Wednesday, 28 November 2012

Bradford - City of light and real curry

 A few weeks ago, we had a day out to Bradford.
We usually go to Bradford to go in the Media museum, 
so I've never explored the city before.

 We explored the area know as 'Little Germany',
which was the centre of textile warehousing
in the late 19th century in Bradford.

Rosanna was really surprised when she sat down, 
I think she was expecting a comfy seat, not a cold stone sculpture!

 We then took the children for their first proper curry.

Geoff and I ordered mild curry, 
but Immy went for a medium, notice the pink cheeks!

 Warmed up by the curry, we headed into the lights of Bradford.

 A real life 'In the night garden'

Tuesday, 20 November 2012

Only Smarties have the answer...

 The girls were looking at equations with unknowns, e.g 2x+5=9
I used smarties to replace the x in the equations. 
So I'd put 2 smarties(on the paper) +5 =9.
And posed the question, what is each smartie worth? 
Answer 2

 Next the girls, gave each colour of smartie a value and then wrote an equation, replacing the smartie with a letter.
For example, if they'd used blue smarties, they then wrote an equation with b.
5B + 12 =62, 
So the blue smartie had been given a value of 10.

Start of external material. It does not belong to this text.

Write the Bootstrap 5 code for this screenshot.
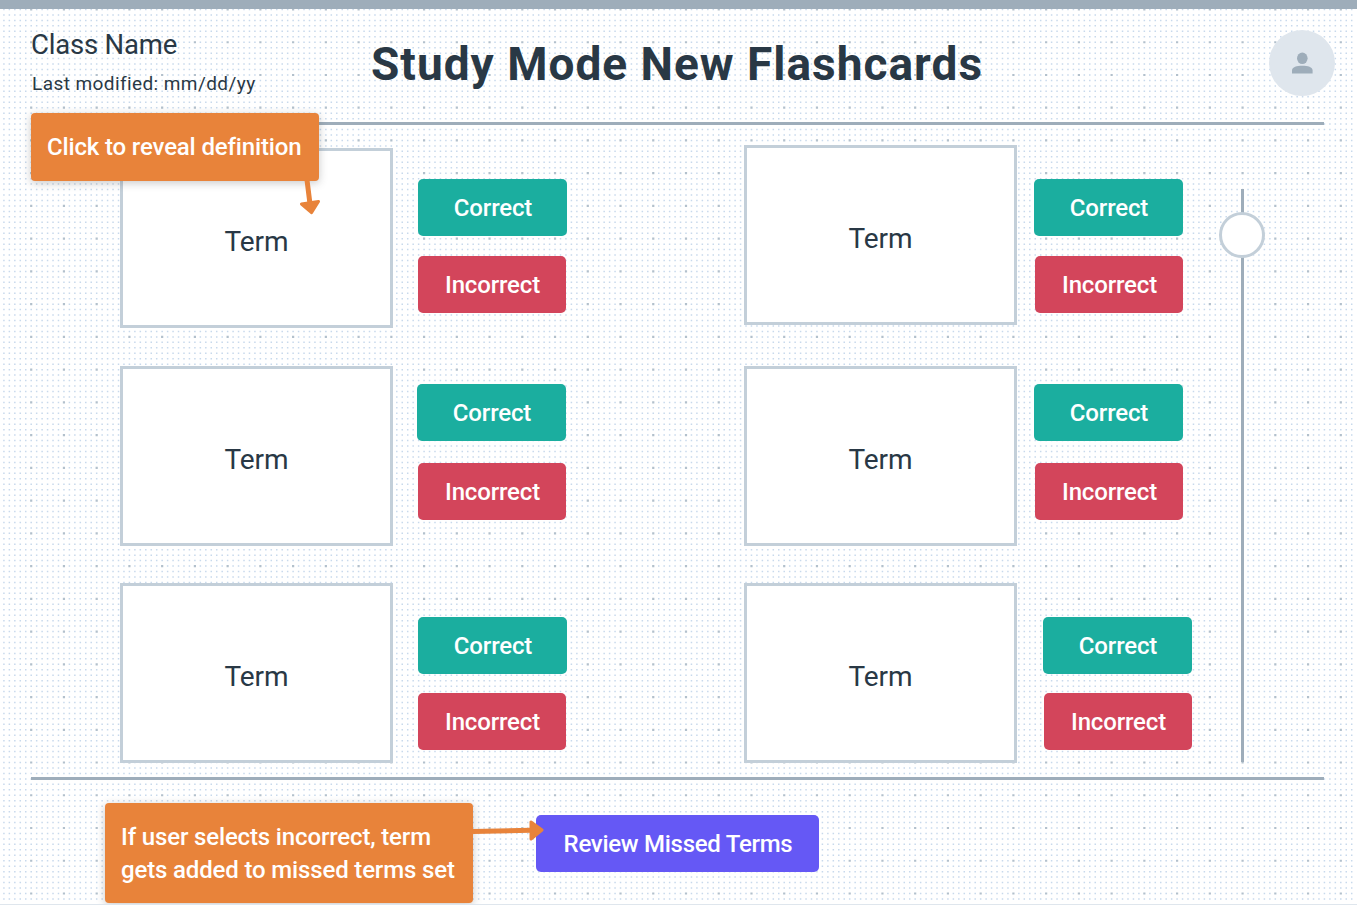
<!DOCTYPE html>
<html lang="en">
<head>
<meta charset="utf-8">
<meta name="viewport" content="width=device-width, initial-scale=1">
<title>Study Mode New Flashcards</title>
<link href="https://cdn.jsdelivr.net/npm/bootstrap@5.3.0/dist/css/bootstrap.min.css" rel="stylesheet">
<style>
  :root { --ink:#293845; --slate:#9eadba; --edge:#c3cfd9; --amber:#e8833a; }
  body { font-family: Roboto, "Liberation Sans", sans-serif; color: var(--ink); background:#fff; }
  .board { width:1357px; height:905px; border-bottom:1px solid #dfe6ed; }
  .dots { inset:0; z-index:0; }
  .topbar { height:8.5px; background:var(--slate); }
  .masthead { height:113.5px; padding:0 22px 0 31px; }
  .class-name { font-size:27.5px; line-height:32px; letter-spacing:-.2px; margin-top:20px; }
  .modified { font-size:19px; line-height:24px; letter-spacing:.42px; margin:11px 0 0 1px; }
  .page-title { left:371px; top:36px; font-size:46px; line-height:56px; font-weight:700; letter-spacing:1px; }
  .avatar { width:66px; height:66px; background:#dfe6ed; margin-top:21.5px; }
  .rule { height:3px; margin:0 33px 0 31px; background:var(--slate); }
  .stage { height:652px; }
  .lane-a { width:744px; padding:23px 0 0 120px; }
  .lane-b { width:475px; padding-top:20px; }
  .lane-a .item + .item { margin-top:38px; }
  .lane-a .item + .item + .item { margin-top:37px; }
  .lane-b .item + .item { margin-top:41px; }
  .lane-b .item + .item + .item { margin-top:37px; }
  .item { height:180px; }
  .term { width:273px; height:180px; border:3px solid var(--edge); background:#fff; font-size:28px; letter-spacing:0; padding-top:8px; }
  .answers { margin-left:25px; padding-top:31px; gap:20px; }
  .item-2 .answers { padding-top:18px; gap:22px; }
  .item-3 .answers { padding-top:34px; gap:19px; }
  .lane-a .item-2 .btn-right { margin-left:-1px; }
  .lane-b .answers { margin-left:17px; }
  .lane-b .item-1 .answers { padding-top:34px; }
  .lane-b .item-3 .answers { margin-left:26px; }
  .lane-b .btn-wrong { margin-left:1px; width:148px; }
  .btn-study { height:57px; padding:2px 0 0 1px; border:0; border-radius:5px; color:#fff; font-size:24px; font-weight:500; line-height:55px; letter-spacing:-.16px; }
  .btn-right { width:149px; background:#1bae9f; }
  .btn-wrong { width:148px; background:#d3455b; }
  .btn-review { width:283px; margin:35px 0 0 63px; background:#6558f5; letter-spacing:-.28px; }
  .slider { width:46px; height:573px; margin-top:64px; }
  .slider::before { content:""; position:absolute; left:22px; top:0; width:3px; height:100%; background:var(--slate); }
  .knob { left:0; top:23px; width:46px; height:46px; border:3px solid var(--edge); background:#fff; }
  .note { background:var(--amber); color:#fff; font-size:24px; font-weight:500; line-height:33px; border-radius:4px; box-shadow:0 2px 8px rgba(60,60,60,.28); }
  .note-reveal { left:31px; top:113px; width:287.500px; height:68px; padding:18px 16px; letter-spacing:-.15px; z-index:3; }
  .note-missed { width:368px; height:100px; padding:18px 16px; margin:23px 0 0 105px; letter-spacing:-.15px; }
  .arrows { inset:0; z-index:4; pointer-events:none; }
</style>
</head>
<body>
<div class="board position-relative overflow-hidden">
  <svg class="dots position-absolute" width="1357" height="904" aria-hidden="true"><g id="grid"></g></svg>

  <div class="position-relative">
    <div class="topbar"></div>
    <header class="masthead d-flex justify-content-between">
      <div>
        <div class="class-name">Class Name</div>
        <div class="modified">Last modified: mm/dd/yy</div>
      </div>
      <h1 class="page-title position-absolute m-0 text-nowrap">Study Mode New Flashcards</h1>
      <div class="avatar rounded-circle d-flex align-items-center justify-content-center">
        <svg width="22" height="22" viewBox="0 0 22 22" fill="#9eadba"><ellipse cx="11.300" cy="6.300" rx="5.3" ry="5.8"/><path d="M1 21.500v-3.100C1 15 5.800 13.800 11.300 13.800s10.300 1.200 10.300 4.600v3.100z"/></svg>
      </div>
    </header>
    <div class="rule"></div>

    <main class="stage d-flex align-items-start">
      <section class="lane-a">
        <div class="item item-1 d-flex">
          <div class="term d-flex align-items-center justify-content-center">Term</div>
          <div class="answers d-flex flex-column"><button class="btn btn-study btn-right">Correct</button><button class="btn btn-study btn-wrong">Incorrect</button></div>
        </div>
        <div class="item item-2 d-flex">
          <div class="term d-flex align-items-center justify-content-center">Term</div>
          <div class="answers d-flex flex-column"><button class="btn btn-study btn-right">Correct</button><button class="btn btn-study btn-wrong">Incorrect</button></div>
        </div>
        <div class="item item-3 d-flex">
          <div class="term d-flex align-items-center justify-content-center">Term</div>
          <div class="answers d-flex flex-column"><button class="btn btn-study btn-right">Correct</button><button class="btn btn-study btn-wrong">Incorrect</button></div>
        </div>
      </section>
      <section class="lane-b">
        <div class="item item-1 d-flex">
          <div class="term d-flex align-items-center justify-content-center">Term</div>
          <div class="answers d-flex flex-column"><button class="btn btn-study btn-right">Correct</button><button class="btn btn-study btn-wrong">Incorrect</button></div>
        </div>
        <div class="item item-2 d-flex">
          <div class="term d-flex align-items-center justify-content-center">Term</div>
          <div class="answers d-flex flex-column"><button class="btn btn-study btn-right">Correct</button><button class="btn btn-study btn-wrong">Incorrect</button></div>
        </div>
        <div class="item item-3 d-flex">
          <div class="term d-flex align-items-center justify-content-center">Term</div>
          <div class="answers d-flex flex-column"><button class="btn btn-study btn-right">Correct</button><button class="btn btn-study btn-wrong">Incorrect</button></div>
        </div>
      </section>
      <div class="slider position-relative"><div class="knob position-absolute rounded-circle"></div></div>
    </main>
    <div class="rule"></div>

    <footer class="d-flex align-items-start">
      <div class="note note-missed text-nowrap">If user selects incorrect, term<br>gets added to missed terms set</div>
      <button class="btn btn-study btn-review">Review Missed Terms</button>
    </footer>
  </div>

  <div class="note note-reveal position-absolute text-nowrap">Click to reveal definition</div>
  <svg class="arrows position-absolute" width="1357" height="904" fill="#e8833a" stroke="#e8833a" stroke-linejoin="round" aria-hidden="true">
    <path d="M307 180l3 24M473 831.500l58-1.300" stroke-width="5"/>
    <path d="M301.500 204l17-2.500-7 11.200zM531 822v17l11-9z" stroke-width="3"/>
  </svg>
</div>
<script src="https://cdn.jsdelivr.net/npm/bootstrap@5.3.0/dist/js/bootstrap.bundle.min.js"></script>
<script>
  // Dot grid: a fine dot every step, a stronger one every sixth step.
  const step = 32.74 / 6, x0 = 31.2, y0 = 9.5;
  let minor = '', major = '';
  for (let r = 0; y0 + r * step < 904; r++) {
    for (let c = -5; x0 + c * step < 1357; c++) {
      const x = x0 + c * step, y = y0 + r * step;
      if (r % 6 === 0 && c % 6 === 0) major += `M${(x - 1.1).toFixed(2)} ${(y - 1.1).toFixed(2)}h2.200v2.200h-2.200z`;
      else minor += `M${(x - .75).toFixed(2)} ${(y - .75).toFixed(2)}h1.500v1.500h-1.500z`;
    }
  }
  document.getElementById('grid').innerHTML = `<path fill="#c8d9ec" d="${minor}"/><path fill="#b2c0cc" d="${major}"/>`;
</script>
</body>
</html>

 With Reuben and Rosanna, I did smartie addition and subtraction.

 Repeating patterns.


 Symmetrical patterns.

 My husband had never heard the phrase 'Only smarties have the answer'
Do you remember this ad from the 90's?


We made gloop, 2 parts cornflour to one part water.

Roll some of the cornflour into a ball in your hand, 
as soon as you stop rolling it acts as a liquid and runs through your fingers.

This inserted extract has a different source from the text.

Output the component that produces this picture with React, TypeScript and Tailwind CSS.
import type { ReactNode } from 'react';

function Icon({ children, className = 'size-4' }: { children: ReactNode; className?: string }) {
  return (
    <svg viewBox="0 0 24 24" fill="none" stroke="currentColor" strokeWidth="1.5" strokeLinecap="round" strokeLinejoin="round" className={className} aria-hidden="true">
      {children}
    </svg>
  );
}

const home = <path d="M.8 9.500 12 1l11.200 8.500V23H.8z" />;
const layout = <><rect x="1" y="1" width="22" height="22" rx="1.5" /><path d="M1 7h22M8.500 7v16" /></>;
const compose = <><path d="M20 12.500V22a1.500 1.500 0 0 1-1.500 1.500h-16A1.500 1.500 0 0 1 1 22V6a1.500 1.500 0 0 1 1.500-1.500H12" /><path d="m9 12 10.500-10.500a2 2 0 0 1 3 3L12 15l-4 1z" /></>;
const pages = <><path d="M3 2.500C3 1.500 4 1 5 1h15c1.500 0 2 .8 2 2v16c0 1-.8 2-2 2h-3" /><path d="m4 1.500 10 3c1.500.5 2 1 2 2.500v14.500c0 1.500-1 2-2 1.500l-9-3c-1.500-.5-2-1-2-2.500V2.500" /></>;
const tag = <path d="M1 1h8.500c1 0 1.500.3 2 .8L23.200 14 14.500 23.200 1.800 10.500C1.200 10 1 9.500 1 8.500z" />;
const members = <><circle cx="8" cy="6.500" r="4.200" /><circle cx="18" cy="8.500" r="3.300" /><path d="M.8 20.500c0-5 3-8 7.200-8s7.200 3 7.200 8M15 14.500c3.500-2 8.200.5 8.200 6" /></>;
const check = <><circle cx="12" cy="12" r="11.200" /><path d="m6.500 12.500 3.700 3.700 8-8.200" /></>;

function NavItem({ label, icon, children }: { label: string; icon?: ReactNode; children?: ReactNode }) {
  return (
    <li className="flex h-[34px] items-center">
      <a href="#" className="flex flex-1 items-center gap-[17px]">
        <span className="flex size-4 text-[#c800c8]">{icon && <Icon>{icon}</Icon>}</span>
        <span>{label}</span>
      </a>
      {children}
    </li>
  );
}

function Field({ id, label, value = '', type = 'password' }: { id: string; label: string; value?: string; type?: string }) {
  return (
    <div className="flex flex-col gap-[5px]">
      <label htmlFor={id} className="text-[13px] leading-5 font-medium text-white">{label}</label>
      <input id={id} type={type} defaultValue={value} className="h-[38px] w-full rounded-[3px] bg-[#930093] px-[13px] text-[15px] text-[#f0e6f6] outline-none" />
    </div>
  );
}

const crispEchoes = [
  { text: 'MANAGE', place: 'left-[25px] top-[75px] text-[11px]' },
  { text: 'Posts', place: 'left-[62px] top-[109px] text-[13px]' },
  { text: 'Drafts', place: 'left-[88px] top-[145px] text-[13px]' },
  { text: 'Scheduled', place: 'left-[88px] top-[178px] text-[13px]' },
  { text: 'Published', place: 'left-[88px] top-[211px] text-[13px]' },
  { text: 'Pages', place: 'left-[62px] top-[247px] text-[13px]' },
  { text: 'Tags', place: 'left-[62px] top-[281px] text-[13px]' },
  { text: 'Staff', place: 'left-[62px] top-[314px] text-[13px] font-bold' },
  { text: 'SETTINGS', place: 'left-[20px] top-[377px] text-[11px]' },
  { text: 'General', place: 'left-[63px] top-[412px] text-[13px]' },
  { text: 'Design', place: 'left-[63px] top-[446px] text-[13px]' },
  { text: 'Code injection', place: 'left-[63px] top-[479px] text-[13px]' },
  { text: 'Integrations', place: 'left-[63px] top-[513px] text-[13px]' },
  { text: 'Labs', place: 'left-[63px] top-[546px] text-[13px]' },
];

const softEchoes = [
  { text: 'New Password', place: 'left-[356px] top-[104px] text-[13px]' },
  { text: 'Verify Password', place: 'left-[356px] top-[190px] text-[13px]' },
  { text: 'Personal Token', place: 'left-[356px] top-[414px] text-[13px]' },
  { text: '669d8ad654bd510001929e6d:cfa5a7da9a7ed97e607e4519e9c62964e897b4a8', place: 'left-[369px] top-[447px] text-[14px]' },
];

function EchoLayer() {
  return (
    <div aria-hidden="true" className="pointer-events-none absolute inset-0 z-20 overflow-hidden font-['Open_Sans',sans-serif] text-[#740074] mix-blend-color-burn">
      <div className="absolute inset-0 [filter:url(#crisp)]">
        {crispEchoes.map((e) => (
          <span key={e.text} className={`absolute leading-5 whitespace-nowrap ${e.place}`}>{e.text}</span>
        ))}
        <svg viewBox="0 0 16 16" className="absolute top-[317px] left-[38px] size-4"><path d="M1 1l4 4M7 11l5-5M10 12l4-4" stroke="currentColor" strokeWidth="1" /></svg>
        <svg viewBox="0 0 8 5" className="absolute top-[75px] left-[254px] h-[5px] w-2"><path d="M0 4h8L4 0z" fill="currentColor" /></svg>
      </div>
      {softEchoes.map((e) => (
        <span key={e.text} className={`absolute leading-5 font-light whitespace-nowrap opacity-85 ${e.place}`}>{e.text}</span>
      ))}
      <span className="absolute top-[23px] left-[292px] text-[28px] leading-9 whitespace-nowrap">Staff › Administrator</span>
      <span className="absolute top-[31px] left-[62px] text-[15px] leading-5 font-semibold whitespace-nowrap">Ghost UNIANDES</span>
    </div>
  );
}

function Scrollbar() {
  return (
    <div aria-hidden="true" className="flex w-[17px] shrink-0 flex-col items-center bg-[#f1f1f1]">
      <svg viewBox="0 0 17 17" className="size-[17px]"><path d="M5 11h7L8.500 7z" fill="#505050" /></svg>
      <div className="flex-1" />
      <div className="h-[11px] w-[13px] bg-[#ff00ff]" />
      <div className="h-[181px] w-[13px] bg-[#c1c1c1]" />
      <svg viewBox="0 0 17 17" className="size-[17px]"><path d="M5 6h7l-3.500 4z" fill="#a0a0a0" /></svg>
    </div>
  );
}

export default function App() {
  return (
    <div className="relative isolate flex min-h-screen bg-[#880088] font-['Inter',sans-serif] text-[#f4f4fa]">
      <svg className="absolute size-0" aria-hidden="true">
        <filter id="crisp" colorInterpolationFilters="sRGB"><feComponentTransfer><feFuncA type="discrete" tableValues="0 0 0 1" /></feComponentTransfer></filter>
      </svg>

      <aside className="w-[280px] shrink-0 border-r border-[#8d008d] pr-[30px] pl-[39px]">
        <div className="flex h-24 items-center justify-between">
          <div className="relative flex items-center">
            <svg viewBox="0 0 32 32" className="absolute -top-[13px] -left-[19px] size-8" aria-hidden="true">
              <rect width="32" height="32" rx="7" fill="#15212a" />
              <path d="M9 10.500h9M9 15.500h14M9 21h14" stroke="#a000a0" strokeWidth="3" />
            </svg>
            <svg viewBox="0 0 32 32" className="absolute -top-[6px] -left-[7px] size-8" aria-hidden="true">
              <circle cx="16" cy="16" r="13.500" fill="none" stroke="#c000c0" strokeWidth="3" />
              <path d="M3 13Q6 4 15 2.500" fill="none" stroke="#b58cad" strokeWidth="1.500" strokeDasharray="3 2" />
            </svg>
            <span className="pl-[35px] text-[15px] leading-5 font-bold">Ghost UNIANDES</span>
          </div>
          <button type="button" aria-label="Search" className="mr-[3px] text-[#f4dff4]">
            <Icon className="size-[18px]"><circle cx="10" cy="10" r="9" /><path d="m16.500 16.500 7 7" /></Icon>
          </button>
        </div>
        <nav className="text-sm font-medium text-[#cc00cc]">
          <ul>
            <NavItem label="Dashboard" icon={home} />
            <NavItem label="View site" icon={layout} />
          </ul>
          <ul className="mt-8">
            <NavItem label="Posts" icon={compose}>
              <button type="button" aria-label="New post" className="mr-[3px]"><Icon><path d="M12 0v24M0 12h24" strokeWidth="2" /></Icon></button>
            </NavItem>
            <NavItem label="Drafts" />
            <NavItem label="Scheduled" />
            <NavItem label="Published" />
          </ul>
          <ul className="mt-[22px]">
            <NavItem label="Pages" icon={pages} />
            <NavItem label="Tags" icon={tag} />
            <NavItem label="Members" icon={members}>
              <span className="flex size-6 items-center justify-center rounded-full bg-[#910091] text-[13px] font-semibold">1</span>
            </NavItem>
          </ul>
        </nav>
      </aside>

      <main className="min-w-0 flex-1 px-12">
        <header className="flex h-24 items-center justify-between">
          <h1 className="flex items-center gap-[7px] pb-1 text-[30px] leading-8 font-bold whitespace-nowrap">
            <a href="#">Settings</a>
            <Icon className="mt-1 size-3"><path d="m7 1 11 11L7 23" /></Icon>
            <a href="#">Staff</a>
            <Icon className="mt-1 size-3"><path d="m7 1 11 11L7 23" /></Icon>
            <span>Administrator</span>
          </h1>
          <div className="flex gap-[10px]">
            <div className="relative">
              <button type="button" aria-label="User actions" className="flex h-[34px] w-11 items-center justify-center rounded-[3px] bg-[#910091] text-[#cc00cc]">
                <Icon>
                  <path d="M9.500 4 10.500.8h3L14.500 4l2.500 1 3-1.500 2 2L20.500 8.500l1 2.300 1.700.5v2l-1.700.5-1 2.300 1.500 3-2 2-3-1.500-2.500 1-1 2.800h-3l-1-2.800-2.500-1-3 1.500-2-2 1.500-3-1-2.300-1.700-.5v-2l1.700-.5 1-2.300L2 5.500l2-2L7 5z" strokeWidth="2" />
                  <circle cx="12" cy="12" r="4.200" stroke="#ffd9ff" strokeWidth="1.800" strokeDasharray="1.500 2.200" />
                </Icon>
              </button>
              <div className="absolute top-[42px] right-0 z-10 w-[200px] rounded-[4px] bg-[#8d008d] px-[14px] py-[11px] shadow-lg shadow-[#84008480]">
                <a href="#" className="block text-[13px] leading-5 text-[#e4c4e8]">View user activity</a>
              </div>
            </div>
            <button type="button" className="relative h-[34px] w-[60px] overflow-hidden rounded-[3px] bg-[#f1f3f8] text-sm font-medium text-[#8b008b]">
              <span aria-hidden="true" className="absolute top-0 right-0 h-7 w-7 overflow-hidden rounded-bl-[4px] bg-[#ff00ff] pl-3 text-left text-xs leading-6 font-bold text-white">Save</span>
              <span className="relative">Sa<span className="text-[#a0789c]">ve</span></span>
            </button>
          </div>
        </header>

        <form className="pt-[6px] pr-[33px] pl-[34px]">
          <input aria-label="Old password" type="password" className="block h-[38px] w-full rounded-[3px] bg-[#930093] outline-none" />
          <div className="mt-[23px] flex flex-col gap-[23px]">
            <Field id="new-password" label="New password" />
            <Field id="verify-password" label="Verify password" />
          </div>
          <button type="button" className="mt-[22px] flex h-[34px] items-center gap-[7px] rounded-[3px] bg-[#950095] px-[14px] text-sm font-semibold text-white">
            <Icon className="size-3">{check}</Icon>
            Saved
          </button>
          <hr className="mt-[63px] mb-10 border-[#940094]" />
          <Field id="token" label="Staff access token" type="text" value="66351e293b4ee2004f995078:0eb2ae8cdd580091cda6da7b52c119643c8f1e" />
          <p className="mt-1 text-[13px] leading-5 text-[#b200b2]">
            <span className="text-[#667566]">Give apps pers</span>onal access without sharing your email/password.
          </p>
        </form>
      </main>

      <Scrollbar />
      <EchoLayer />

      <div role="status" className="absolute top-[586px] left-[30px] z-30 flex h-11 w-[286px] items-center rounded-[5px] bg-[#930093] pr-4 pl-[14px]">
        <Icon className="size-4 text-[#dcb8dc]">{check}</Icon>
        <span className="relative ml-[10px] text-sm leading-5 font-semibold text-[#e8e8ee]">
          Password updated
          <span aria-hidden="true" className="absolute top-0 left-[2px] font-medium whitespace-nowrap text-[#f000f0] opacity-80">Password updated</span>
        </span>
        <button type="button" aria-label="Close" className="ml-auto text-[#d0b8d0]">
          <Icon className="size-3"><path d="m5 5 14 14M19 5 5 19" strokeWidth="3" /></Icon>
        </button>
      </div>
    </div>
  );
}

Pinch and punch the mixture, it feels differently when you apply pressure to it.

It's really therapeutic, rolling, pinching and then letting it run through your fingers.

Even the dinosaurs enjoyed it!

Cornflour is made of lots of long, stringy particles. They don't dissolve in water, but they do spread themselves out. This allows the gloop to act as both a solid and a liquid. When you roll the mixture in your hands or apply pressure to it, the particles join together and the mixture feels solid. But if it is left to rest or is held up and allowed to dribble, the particles slide over each other and it feels like a liquid.